Es un despropósito a los ojos de Washington, renuente a admitir el papel de sheriff global. O sorprendido por el vértigo. En el mundo no hay problemas, sino oportunidades, según Thomas Pickering, subsecretario de Estado para Asuntos Políticos: «Considere que ningún presidente norteamericano había viajado al exterior hasta 1906, cuando Teddy Roosevelt fue a Panamá –dice–.Y considere también que sólo un año después de que Benjamin Franklin había sido designado embajador en Francia, Thomas Jefferson advirtió que hacía tiempo que no oía de él.»

El mundo según Roosevelt no es el mundo según Bill Clinton. Menos aún según Koffi Annan, secretario general de las Naciones Unidas (ONU). A Helena Cobban, autora de «The Moral Architecture of the World Peace (La Arquitectura Moral de la Paz Mundial)», se le ocurre que debería haber un gobierno planetario y que el organismo con sede en Nueva York, vapuleado últimamente por sus cavilaciones, debería representar más a la gente que a los gobiernos.

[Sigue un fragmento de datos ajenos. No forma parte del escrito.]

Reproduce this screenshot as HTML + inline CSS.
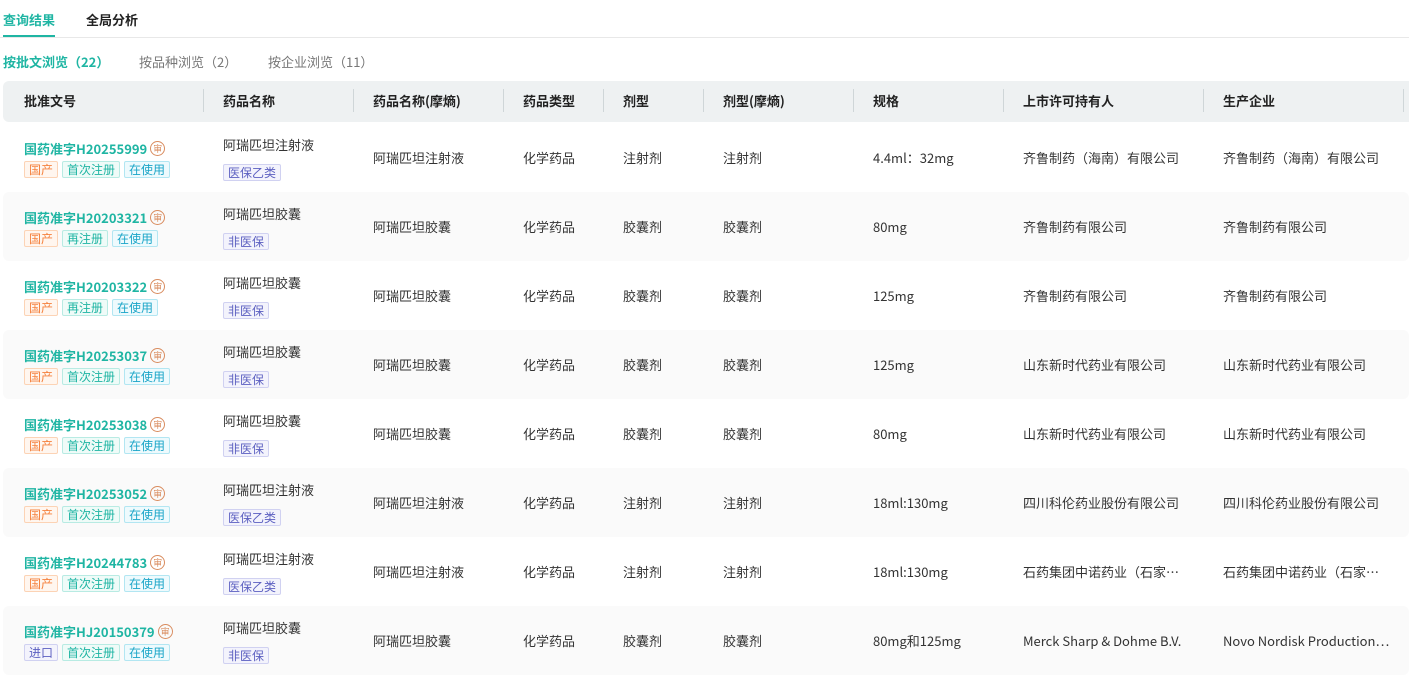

«¿Por qué no pensar en la ONU como un futuro senado global, un parlamento de la gente que sea votado en elecciones democráticas? –dicta desde Charlottesville,Virginia–. Si hablamos seriamente de la democracia global, democratizar el sistema global debería ser importante. No es imposible. La India completó hace pocos días sus elecciones. Una elección global sería sólo seis veces más grande.»

Algo así como el Parlamento Europeo en gran escala propone Cobban, de modo de que la ONU ocupe un papel decoroso entre fuertes y débiles. O de fiel en una balanza cuyo platillo más pesado vislumbra la contradicción que no debería existir entre derechos nacionales y soberanías humanas. Sin fe de erratas.